We present two parallel implementations.

See the section "Numerical Integration, OpenMP Implementation" in the examples document for an implementation using OpenMP.
See the section "Numerical Integration, MPI Implementation" in the examples document for an implementation using MPI.

Known Uses:

This pattern has been used extensively in computational chemistry applications. The parallel computational chemistry book [Mattson95b] includes several chapters that discuss the use of this pattern. In particular:

In chapter 2, Windus, Schmidt, and Gordon use this pattern to parallelize the Fock matrix computation in the GAMESS ab initio quantum chemistry program.
In chapter 8, Baldridge uses this pattern for the parallel update of Fock matrix elements in the MOPAC semi-empirical quantum chemistry code.
In chapter 9, Plimpton and Hendrickson use this pattern in their replicated-data algorithm for molecular dynamics simulations. The algorithm looks quite similar to the simple example we present in this pattern, except that the summations occur into an array rather than into a single scalar.
In chapter 10, Mattson and Ravishanker describe the use of this pattern in molecular dynamics for modest parallelism on workstation clusters. They describe an owner-computes filter to handle the scheduling of the tasks onto UEs.

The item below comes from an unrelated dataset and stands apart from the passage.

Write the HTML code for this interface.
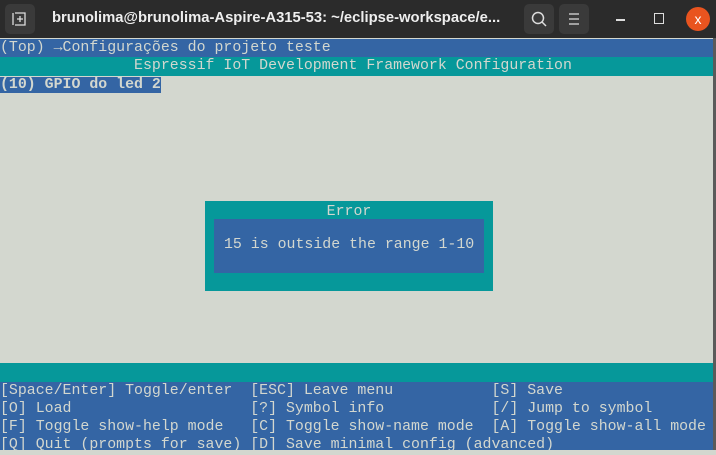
<!DOCTYPE html><html><head><style>
body{margin:0;width:716px;height:450px;overflow:hidden;background:#d3d7cf;font-family:"Liberation Mono",monospace;font-size:14.9px;position:relative}
.t{position:absolute;left:0;top:0;width:716px;height:38px;background:#2b2b2b;color:#fff;font-family:"Liberation Sans",sans-serif}
.r{position:absolute;left:0;width:713px;height:19px;line-height:19px;white-space:pre;color:#d3d7cf}
.b{background:#3465a4}.g{background:#06989a}
.btn{position:absolute;top:4px;width:30px;height:30px;border-radius:5px;background:#3a3a3a}
</style></head><body>
<div class="t">
<div class="btn" style="left:5px"></div>
<svg style="position:absolute;left:11px;top:11px" width="16" height="16" fill="none" stroke="#ddd" stroke-width="1.3"><path d="M4 2h10v12H4M2 2v12M9 5v6M6 8h6"/></svg>
<div style="position:absolute;left:52px;top:10px;font-size:14.8px;font-weight:bold;color:#eee">brunolima@brunolima-Aspire-A315-53: ~/eclipse-workspace/e...</div>
<div class="btn" style="left:524px"></div><div class="btn" style="left:559px"></div>
<svg style="position:absolute;left:530px;top:10px" width="18" height="18" fill="none" stroke="#ddd" stroke-width="1.5"><circle cx="8" cy="8" r="5.5"/><path d="M12 12l4 4"/></svg>
<svg style="position:absolute;left:566px;top:12px" width="16" height="14" stroke="#ddd" stroke-width="1.3"><path d="M3 2h10M3 7h10M3 12h10"/></svg>
<div style="position:absolute;left:616px;top:19px;width:9px;height:1.5px;background:#ddd"></div>
<div style="position:absolute;left:654px;top:13px;width:8px;height:9px;border:1.5px solid #ddd"></div>
<div style="position:absolute;left:686px;top:7px;width:24px;height:24px;border-radius:50%;background:#e9541f;color:#fff;text-align:center;line-height:24px;font-size:14px">x</div>
</div>
<div style="position:absolute;left:713px;top:38px;width:3px;height:412px;background:#5a5a5a"></div>
<div class="r b" style="top:39px">(Top) →Configurações do projeto teste</div>
<div class="r g" style="top:57px">               Espressif IoT Development Framework Configuration</div>
<div class="r" style="top:76px"><span class="b" style="font-weight:bold">(10) GPIO do led 2</span></div>
<div style="position:absolute;left:205px;top:201px;width:288px;height:90px;background:#06989a"></div>
<div style="position:absolute;left:205px;top:203px;width:288px;text-align:center;color:#d3d7cf;line-height:18px">Error</div>
<div style="position:absolute;left:214px;top:219px;width:270px;height:54px;background:#3465a4"></div>
<div style="position:absolute;left:224px;top:236px;color:#d3d7cf;white-space:pre;line-height:19px">15 is outside the range 1-10</div>
<div class="r g" style="top:363px;height:19px"></div>
<div class="r b" style="top:382px;height:68px"></div>
<div class="r" style="top:382px">[Space/Enter] Toggle/enter  [ESC] Leave menu           [S] Save</div>
<div class="r" style="top:400px">[O] Load                    [?] Symbol info            [/] Jump to symbol</div>
<div class="r" style="top:418px">[F] Toggle show-help mode   [C] Toggle show-name mode  [A] Toggle show-all mode</div>
<div class="r" style="top:436px">[Q] Quit (prompts for save) [D] Save minimal config (advanced)</div>
</body></html>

Data-parallel algorithms make heavy use of the SeparableDependencies pattern. While traditionally intended for SIMD computers, data-parallel algorithms can be implemented on other architectures as well. Several data-parallel algorithms, including some that would be suitable for reduction with associative operators, sorting algorithms, and algorithms on linked lists are described in [Hillis86].

There are also a number of very interesting sorting and other algorithms in which the "split" phase of the pattern is non-trivial. Such algorithms can be found in [JaJa92].

Related Patterns:

This pattern converts into the EmbarrassinglyParallel pattern when the dependencies are removed.

If the dependencies involve reads as well as writes, the pattern is transformed into the ProtectedDependencies pattern.